Even reviewers who didn't care for the movie found much to admire in Ms. Lockhart's performance as a pretty blonde with a gentle face who makes the odd buck here and there by selling her body in a pipeline shantytown. She gave the character a terrified innocence underneath the hard-bitten, how's-about-a-goodtime- baby exterior.

Over lunch the other day in Westwood Village, Annie Lockhart spoke enthusiastically of the opportunity the role gave to her to break away from her usual casting.

"In that movie I played a hooker who didn't look like the obvious choice for a hooker. She looked All-American and sweet; it wasn't obvious casting but playing against it. In television I've always been the pretty girl next door. Even in commercials I'm constantly cast as the young married housewife. I seemed never to be considered for something else. In Joyride I finally got to show my stuff."

Which is not all she showed as the script called for a love scene with Desi Arnaz, Jr. and skinny-dipping in an indoor Jacuzzi.

"I've been offered lots of parts with nudity before," she said, "but I didn't think they were worth it. Joyride was different - the film had a bite to it-and also I had reached an age at which it was OK with myself to do that. Two years before it wouldn't have worked; I wouldn't have had the control and discipline.

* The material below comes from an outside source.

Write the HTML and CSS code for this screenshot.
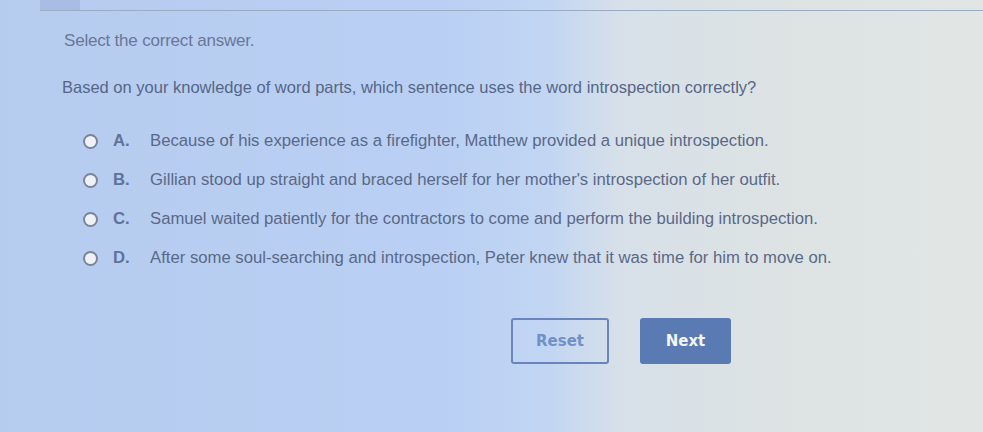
FILE: index.html
```html
<!DOCTYPE html>
<html>
<head>
<meta charset="utf-8">
<link rel="stylesheet" href="styles.css">
</head>
<body>
<div class="page">
  <div class="topbar"><div class="tab"></div></div>
  <div class="content">
    <p class="instr">Select the correct answer.</p>
    <p class="question">Based on your knowledge of word parts, which sentence uses the word introspection correctly?</p>
    <ul class="options">
      <li class="opt"><span class="radio"></span><span class="letter">A.</span><span class="text">Because of his experience as a firefighter, Matthew provided a unique introspection.</span></li>
      <li class="opt"><span class="radio"></span><span class="letter">B.</span><span class="text">Gillian stood up straight and braced herself for her mother's introspection of her outfit.</span></li>
      <li class="opt"><span class="radio"></span><span class="letter">C.</span><span class="text">Samuel waited patiently for the contractors to come and perform the building introspection.</span></li>
      <li class="opt"><span class="radio"></span><span class="letter">D.</span><span class="text">After some soul-searching and introspection, Peter knew that it was time for him to move on.</span></li>
    </ul>
    <div class="actions">
      <button class="btn reset">Reset</button>
      <button class="btn next">Next</button>
    </div>
  </div>
</div>
</body>
</html>
```
FILE: styles.css
```css
html, body {
  margin: 0;
  padding: 0;
}
body {
  width: 983px;
  height: 432px;
  overflow: hidden;
  font-family: "Liberation Sans", Arial, sans-serif;
  background: linear-gradient(90deg, #b5ccef 0%, #b9d0f4 45%, #c2d6f3 56%, #d7e0e9 63%, #dde3e3 80%, #e1e6e5 100%);
}
.page {
  height: 432px;
  display: flex;
  flex-direction: column;
}
.topbar {
  height: 10px;
  margin-left: 40px;
  border-bottom: 1px solid #9aabc4;
  display: flex;
}
.tab {
  width: 40px;
  height: 10px;
  background: #a7bde3;
}
.content {
  padding-left: 62px;
  display: flex;
  flex-direction: column;
}
.instr {
  margin: 20px 0 0 2px;
  font-size: 17px;
  color: #6a7796;
  line-height: 20px;
  letter-spacing: -0.2px;
}
.question {
  margin: 26px 0 0 0;
  font-size: 16.5px;
  color: #566686;
  line-height: 20px;
}
.options {
  list-style: none;
  margin: 34px 0 0 0;
  padding: 0 0 0 21px;
  display: flex;
  flex-direction: column;
  gap: 19px;
}
.opt {
  display: flex;
  align-items: center;
  height: 20px;
  font-size: 16.7px;
  color: #5a6987;
}
.radio {
  width: 11px;
  height: 11px;
  border: 2px solid #7b8499;
  border-radius: 50%;
  background: #eef2f8;
  margin-right: 15px;
}
.letter {
  font-weight: bold;
  color: #607399;
  width: 37px;
}
.actions {
  display: flex;
  gap: 31px;
  margin: 50px 0 0 449px;
}
.btn {
  height: 46px;
  border-radius: 3px;
  font-family: "DejaVu Sans", sans-serif;
  font-weight: bold;
  font-size: 15px;
  cursor: pointer;
}
.reset {
  width: 98px;
  background: transparent;
  border: 2px solid #6a85be;
  color: #7290c6;
}
.next {
  width: 91px;
  background: #5a7ab3;
  border: none;
  color: #f2f5fb;
}
```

"On the day we shot the scenes I had a temperature of 104 and the Jacuzzi was unheated. My head must have weighed 400 pounds. I just wanted to get it over with and go home to bed. So I had no time to be self-conscious about sitting there without clothes or playing a love scene with Desi."

Risking double pneumonia or worse for a brief R-rated skin shot is not the most perilous thing she has done for the sake of her art. One television show put her atop an 80-foot granite cliff to be rescued by a mountain climber. Another show had her in a bathing suit stepping onto the pontoon of a seaplane in 20 degree weather.

In Joyride she was constantly being flung into the back of cars, nearly broke her hand when Arnaz accidentally landed on it.

"I'm a daredevil and an adventurer," she proclaimed proudly. "I love doing all this stuff. If I can do it and make it look real, I'll do it. That's what movies are all about, isn't it - making it look real?"

The one thing she didn't suffer on "Joyride," seeing as how she was in the company of second generation actors, was the usual question about what's it like to be a star's child. Still, she doesn't mind answering it.

"As long as people are interested in asking me, I'll tell them. I'm proud of it. Although I did tell mom that my days as June Lockhart's daughter are numbered and her days as Anne Lockhart's mother are just beginning." She quickly added, "I said that with a lot of love and respect."

While both Anne Lockhart and her sister Junie, a USC drama student and part-time bartender, appear headed for careers in show business, their mother always rejected efforts to involve them in the business when they were young. June Lockhart was offered a number of TV series which would have starred her and her two daughters but turned them down, firmly believing that a normal childhood was much more important for her daughters.

Annie Lockhart said she didn't attend her first real Hollywood party until she was 20 and then she felt like a tourist from Idaho as she stared at all the movie stars. Similarly, her mother turned down acting assignments which would have taken her away from her family or had them living out of a suitcase.

"I never grew up as a Hollywood kid," said the grateful daughter. "Some kids who did now have no sense of what's real or whom they are. They've had everything they ever wanted so they've developed no sense of priorities. They don't know what it's like to work for a living. A lot of them are very unhappy, I know."

Annie Lockhart, whose real name is Anne Kathleen Maloney (her father, Dr. John Maloney, is a physician in New York City), uses her mother's Scottish name for tradition's sake and it is a far more illustrious name than a lot of people realize.

She explained: "There was a famous Scottish warrior in the English army at the time Richard the Lion-Hearted was killed during the Crusades. The English wanted to get his body out but they didn't want the enemy to know old Dick had popped off, so to speak. So they took just his heart and commissioned the warrior to take it back to England locked up in a box. Ever since the family name has been Lockhart."

This family of assorted adventures and actors brings Anne Lockhart's perilous moviemaking career into clearer focus: What's a lass to do but follow the call of her blood?